Yet to kill one’s own children as Medea did? Recalling how early on in the play, Medea kills her own brother in order to delay her pursuers, I could just have put Medea down to being psychologically inadequate and leave it at that. Yet to take such an approach would be to underestimate the complexity of the issue. I decided to route through my memory to see if I could come up with an example I had witnessed in real life. Then I remembered something…

When I was young I had a friend. He was a handsome man, good humoured, always joking around. He had a beautiful voice, played the guitar and was brilliant at telling a good story. He was the life and soul of any party or company of men or women, a fighter and a gambler; in other words, a smooth operator. Naturally, he enjoyed great success with the “weaker” sex and was very responsive to any manifestation of their feelings.

But one day, he met his one and only and with the fiery passion that burned between them, they married in just the second month after having met. A year passed and they had a son, who was the copy of his father. All this time, my friend loved his wife although perhaps not quite as passionately as before, and he adored his son but was unable to fight his own nature and continued secretly visiting his former girlfriends ‘in arms’ as well as our boys’ nights.

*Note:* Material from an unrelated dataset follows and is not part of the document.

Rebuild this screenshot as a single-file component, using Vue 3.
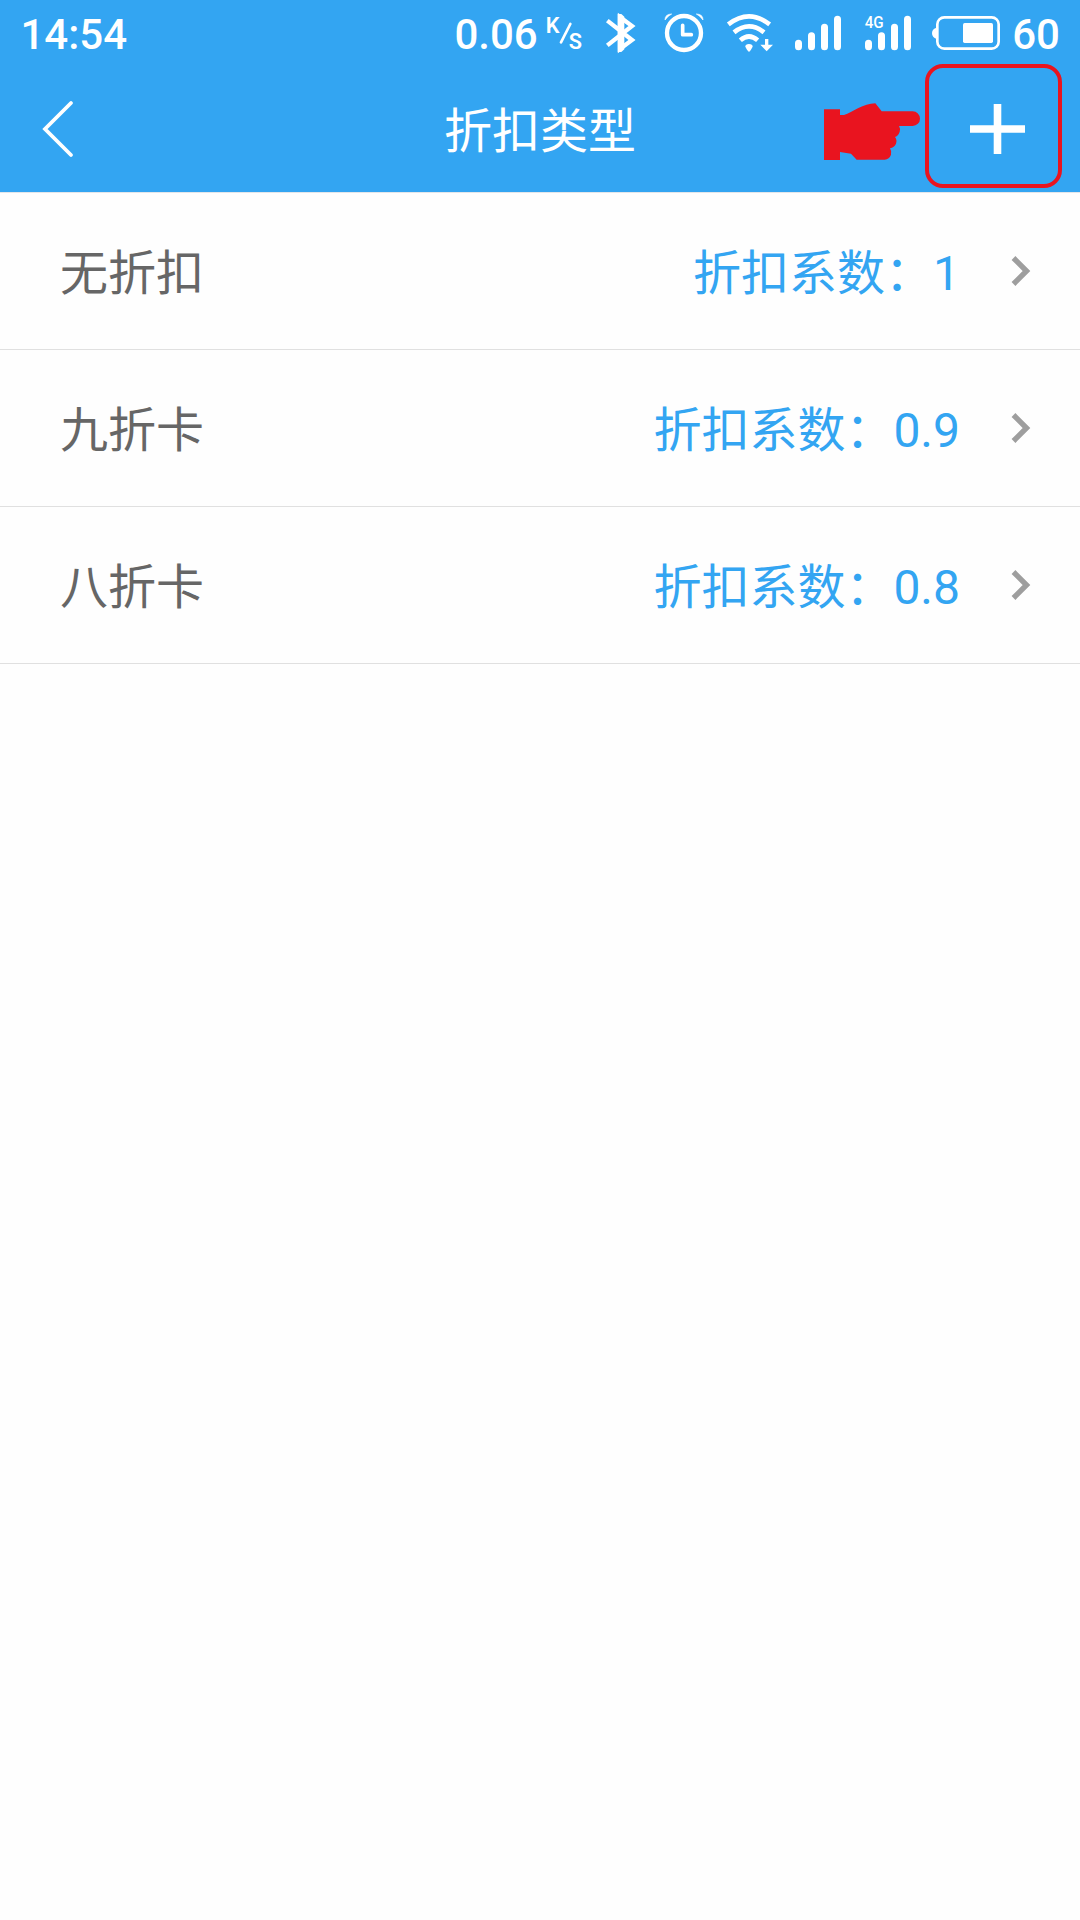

When his son was older and going to school, my friend openly and more frequently went out, often not returning home until morning. Things continued in this vein for a couple of years and then one day he called his friends and in a grave voice asked them to stop inviting him to friendly get-togethers. After insistent demands for him to explain why, he gave in and revealed that every time he disappeared from the house, his wife beat their son. We never saw him after that.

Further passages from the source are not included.